Extracted data entries
⁂

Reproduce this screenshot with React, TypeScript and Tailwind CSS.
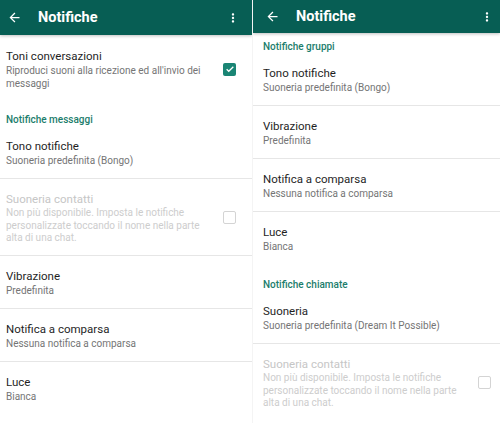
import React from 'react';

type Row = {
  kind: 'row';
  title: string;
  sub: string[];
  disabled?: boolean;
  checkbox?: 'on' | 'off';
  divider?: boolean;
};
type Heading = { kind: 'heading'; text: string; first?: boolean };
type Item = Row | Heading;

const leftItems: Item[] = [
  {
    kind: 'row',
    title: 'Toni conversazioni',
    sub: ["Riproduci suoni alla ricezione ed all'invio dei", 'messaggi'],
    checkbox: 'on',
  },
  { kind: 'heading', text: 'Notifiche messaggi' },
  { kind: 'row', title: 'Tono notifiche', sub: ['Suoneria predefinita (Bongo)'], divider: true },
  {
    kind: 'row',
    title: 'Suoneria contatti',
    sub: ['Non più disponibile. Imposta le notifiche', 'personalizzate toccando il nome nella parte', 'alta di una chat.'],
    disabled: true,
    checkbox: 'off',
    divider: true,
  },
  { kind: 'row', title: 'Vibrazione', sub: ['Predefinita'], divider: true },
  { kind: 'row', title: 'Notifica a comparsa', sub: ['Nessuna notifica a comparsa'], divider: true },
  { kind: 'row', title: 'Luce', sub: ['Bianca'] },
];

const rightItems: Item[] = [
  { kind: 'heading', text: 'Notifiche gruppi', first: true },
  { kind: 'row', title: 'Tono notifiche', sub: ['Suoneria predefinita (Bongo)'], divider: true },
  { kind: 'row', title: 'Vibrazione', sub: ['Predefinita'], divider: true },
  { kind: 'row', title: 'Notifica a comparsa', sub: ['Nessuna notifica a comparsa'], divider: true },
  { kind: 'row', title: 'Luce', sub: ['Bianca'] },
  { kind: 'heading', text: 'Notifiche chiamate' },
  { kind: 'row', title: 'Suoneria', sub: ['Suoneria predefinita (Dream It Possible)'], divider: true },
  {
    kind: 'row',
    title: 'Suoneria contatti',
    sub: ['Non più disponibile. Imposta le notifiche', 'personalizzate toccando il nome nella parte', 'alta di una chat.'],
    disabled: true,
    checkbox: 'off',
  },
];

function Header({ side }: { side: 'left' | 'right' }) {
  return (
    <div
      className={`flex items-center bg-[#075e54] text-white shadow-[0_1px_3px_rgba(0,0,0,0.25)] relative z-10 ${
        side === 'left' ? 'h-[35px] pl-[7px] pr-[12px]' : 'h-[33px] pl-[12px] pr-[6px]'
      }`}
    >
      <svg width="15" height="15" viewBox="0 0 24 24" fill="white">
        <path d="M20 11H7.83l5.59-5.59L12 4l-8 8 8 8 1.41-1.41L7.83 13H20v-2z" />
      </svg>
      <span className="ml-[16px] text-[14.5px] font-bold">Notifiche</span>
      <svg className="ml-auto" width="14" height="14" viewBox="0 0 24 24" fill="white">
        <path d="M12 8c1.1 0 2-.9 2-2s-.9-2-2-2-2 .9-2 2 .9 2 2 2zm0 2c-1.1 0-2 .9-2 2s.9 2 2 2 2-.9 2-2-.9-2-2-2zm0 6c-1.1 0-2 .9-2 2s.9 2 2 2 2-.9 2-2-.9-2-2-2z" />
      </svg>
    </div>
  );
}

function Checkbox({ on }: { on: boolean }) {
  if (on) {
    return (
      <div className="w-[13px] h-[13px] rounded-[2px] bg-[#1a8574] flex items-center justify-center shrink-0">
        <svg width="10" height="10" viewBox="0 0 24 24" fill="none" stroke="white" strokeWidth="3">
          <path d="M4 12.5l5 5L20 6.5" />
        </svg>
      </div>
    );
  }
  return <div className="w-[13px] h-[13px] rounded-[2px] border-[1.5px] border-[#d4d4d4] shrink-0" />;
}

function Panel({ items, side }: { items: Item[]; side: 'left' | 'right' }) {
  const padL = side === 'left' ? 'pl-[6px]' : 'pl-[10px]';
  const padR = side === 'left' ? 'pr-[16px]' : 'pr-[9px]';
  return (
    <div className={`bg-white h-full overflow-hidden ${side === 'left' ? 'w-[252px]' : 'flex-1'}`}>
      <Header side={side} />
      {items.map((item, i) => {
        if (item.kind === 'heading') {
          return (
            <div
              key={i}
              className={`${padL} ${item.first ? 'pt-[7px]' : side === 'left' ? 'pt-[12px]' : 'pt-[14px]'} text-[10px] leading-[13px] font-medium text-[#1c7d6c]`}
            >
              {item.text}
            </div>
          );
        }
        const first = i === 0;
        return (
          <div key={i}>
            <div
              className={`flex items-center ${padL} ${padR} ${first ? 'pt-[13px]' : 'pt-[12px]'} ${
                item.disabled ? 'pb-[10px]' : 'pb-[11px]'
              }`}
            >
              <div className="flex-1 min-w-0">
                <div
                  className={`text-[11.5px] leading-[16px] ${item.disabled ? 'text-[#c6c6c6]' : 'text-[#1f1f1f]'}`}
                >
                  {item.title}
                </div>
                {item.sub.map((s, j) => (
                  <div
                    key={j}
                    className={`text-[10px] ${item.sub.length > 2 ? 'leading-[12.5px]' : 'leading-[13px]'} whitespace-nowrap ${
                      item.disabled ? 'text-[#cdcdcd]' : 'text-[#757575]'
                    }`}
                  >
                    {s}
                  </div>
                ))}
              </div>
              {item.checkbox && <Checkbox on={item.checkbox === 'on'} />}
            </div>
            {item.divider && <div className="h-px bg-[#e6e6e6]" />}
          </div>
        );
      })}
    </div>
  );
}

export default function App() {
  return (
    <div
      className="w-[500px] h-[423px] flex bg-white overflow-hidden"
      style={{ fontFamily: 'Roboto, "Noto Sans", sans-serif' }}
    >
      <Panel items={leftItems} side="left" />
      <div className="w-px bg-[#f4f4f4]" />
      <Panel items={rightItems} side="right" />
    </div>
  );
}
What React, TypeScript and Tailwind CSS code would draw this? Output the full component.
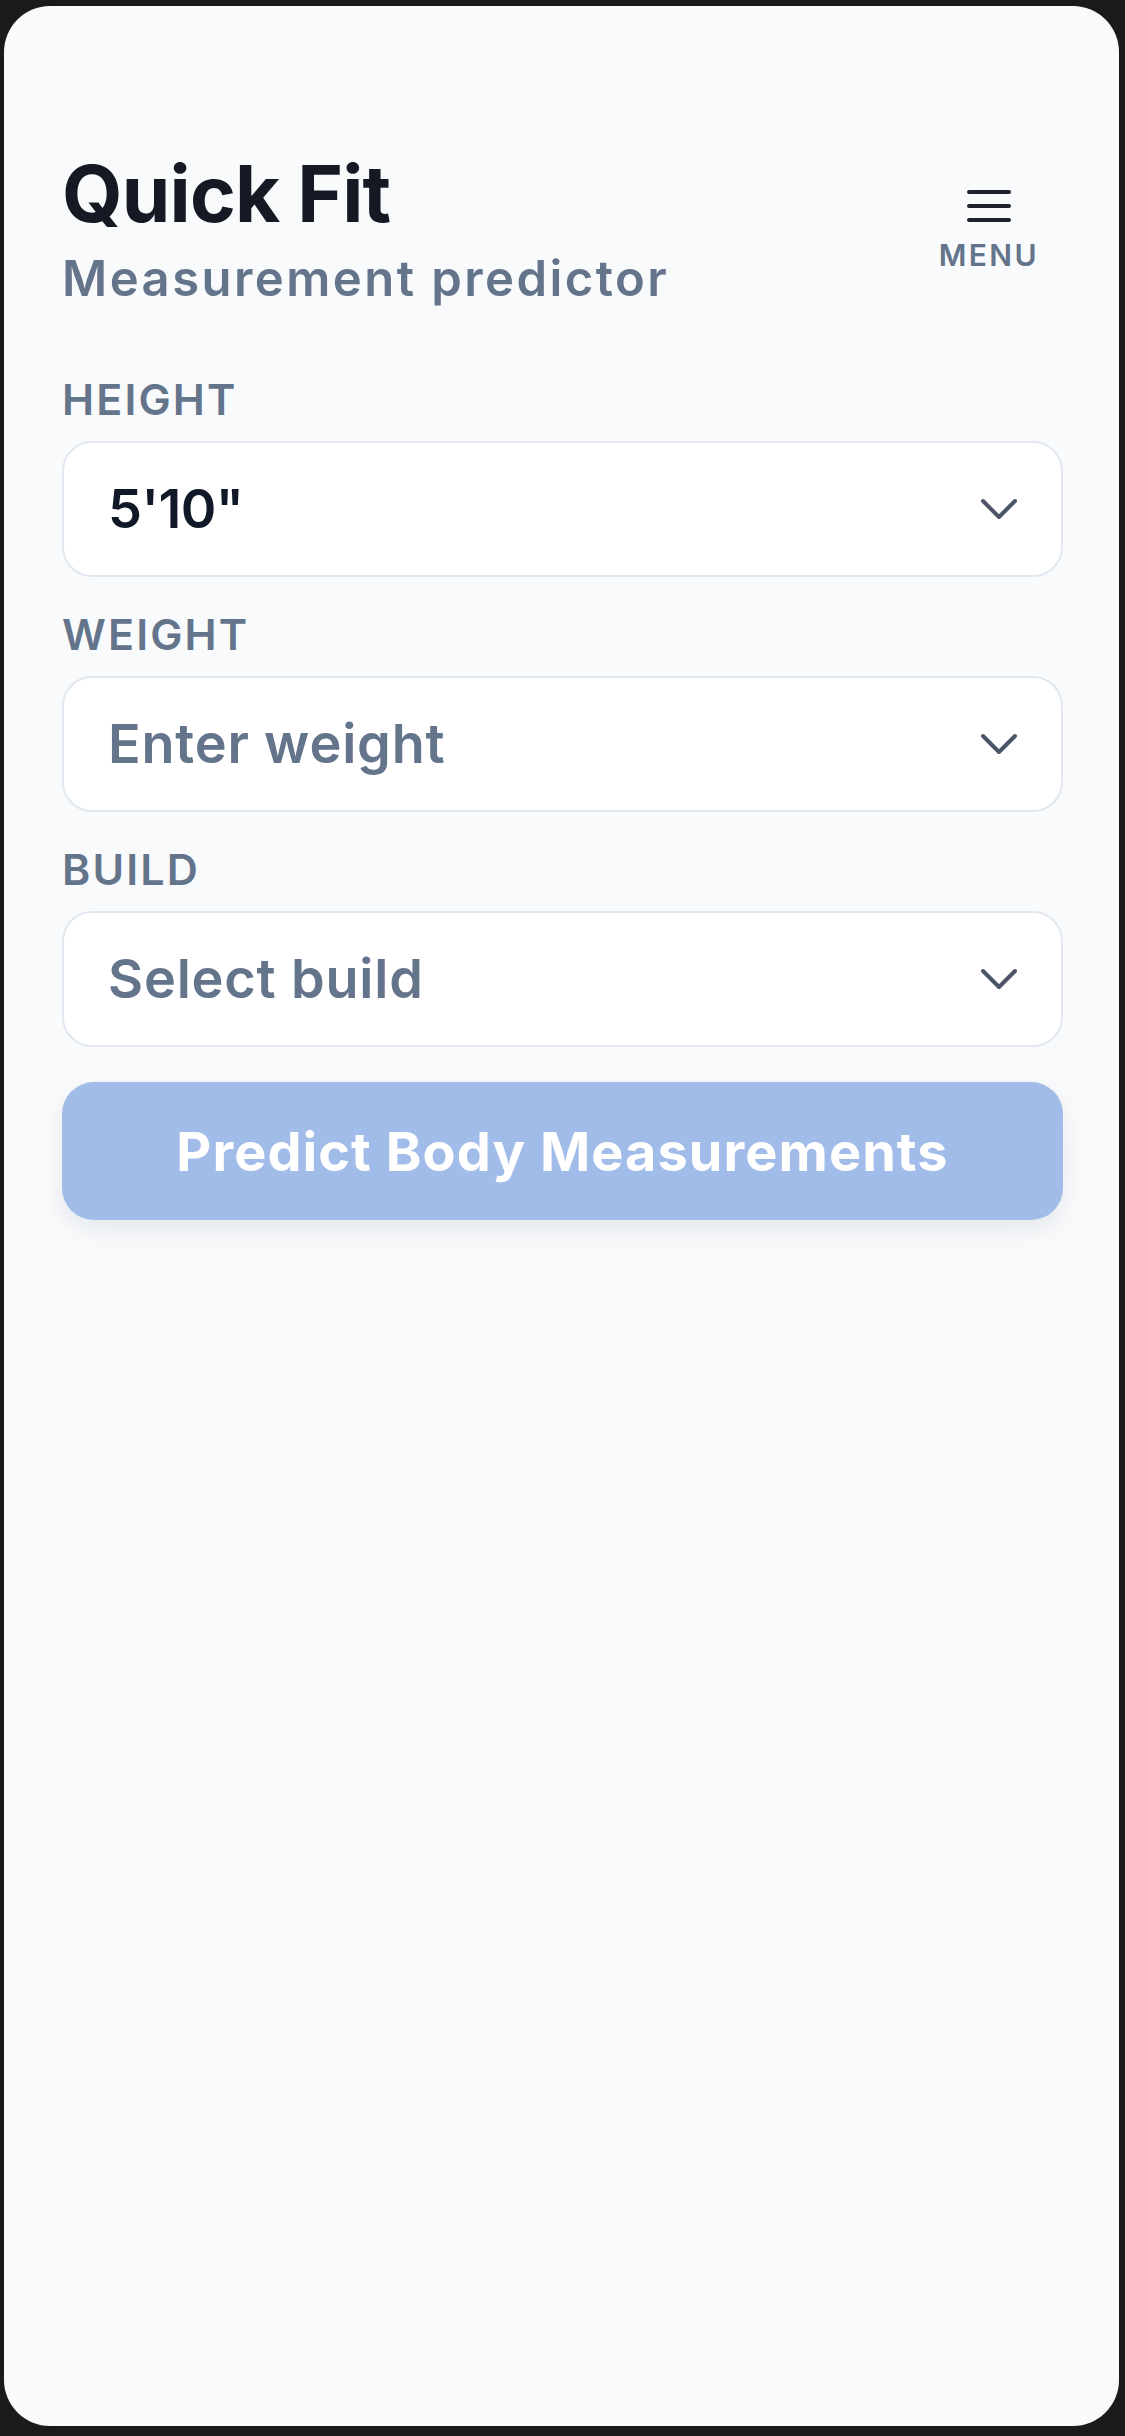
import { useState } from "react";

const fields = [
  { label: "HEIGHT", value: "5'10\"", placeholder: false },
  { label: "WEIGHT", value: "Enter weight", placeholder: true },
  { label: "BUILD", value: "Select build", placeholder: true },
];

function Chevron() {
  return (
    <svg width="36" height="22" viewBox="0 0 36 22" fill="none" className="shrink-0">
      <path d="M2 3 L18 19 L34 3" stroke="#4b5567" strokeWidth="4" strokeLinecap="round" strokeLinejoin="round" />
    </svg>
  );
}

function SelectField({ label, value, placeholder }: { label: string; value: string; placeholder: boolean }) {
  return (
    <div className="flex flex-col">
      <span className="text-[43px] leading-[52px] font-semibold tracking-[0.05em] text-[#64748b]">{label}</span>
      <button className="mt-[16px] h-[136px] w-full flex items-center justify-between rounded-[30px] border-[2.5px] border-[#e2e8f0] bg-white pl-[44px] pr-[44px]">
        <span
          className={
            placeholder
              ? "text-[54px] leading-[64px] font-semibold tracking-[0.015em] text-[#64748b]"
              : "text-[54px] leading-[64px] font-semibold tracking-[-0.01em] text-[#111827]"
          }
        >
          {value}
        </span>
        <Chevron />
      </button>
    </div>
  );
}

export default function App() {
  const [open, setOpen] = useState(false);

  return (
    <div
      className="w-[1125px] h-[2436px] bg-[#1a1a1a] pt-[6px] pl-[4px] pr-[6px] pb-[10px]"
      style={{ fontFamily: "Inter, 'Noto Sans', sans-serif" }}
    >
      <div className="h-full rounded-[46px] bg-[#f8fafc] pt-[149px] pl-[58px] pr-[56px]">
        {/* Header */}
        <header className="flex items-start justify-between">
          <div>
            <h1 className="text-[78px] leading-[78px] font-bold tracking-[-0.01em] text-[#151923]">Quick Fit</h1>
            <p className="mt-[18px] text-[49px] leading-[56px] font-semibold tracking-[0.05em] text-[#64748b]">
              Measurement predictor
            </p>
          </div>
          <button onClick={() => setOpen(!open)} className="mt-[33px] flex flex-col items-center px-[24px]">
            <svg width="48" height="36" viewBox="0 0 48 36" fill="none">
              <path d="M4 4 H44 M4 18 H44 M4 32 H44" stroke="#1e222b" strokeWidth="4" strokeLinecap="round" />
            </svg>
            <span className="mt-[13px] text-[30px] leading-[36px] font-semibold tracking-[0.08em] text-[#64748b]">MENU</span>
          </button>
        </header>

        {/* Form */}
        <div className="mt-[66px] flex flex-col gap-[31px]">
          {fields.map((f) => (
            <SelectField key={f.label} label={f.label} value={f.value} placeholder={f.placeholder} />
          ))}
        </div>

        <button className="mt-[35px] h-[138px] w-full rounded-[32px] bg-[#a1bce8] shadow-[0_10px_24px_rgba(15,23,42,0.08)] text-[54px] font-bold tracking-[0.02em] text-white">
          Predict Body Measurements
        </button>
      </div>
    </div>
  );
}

⁂

The task: Leave the pictures out and repeat exactly the lines from the beginning of the records to the line bearing "type Item = Row | Heading;", both ends counted.

Task solution:
Reproduce this screenshot with React, TypeScript and Tailwind CSS.
import React from 'react';

type Row = {
  kind: 'row';
  title: string;
  sub: string[];
  disabled?: boolean;
  checkbox?: 'on' | 'off';
  divider?: boolean;
};
type Heading = { kind: 'heading'; text: string; first?: boolean };
type Item = Row | Heading;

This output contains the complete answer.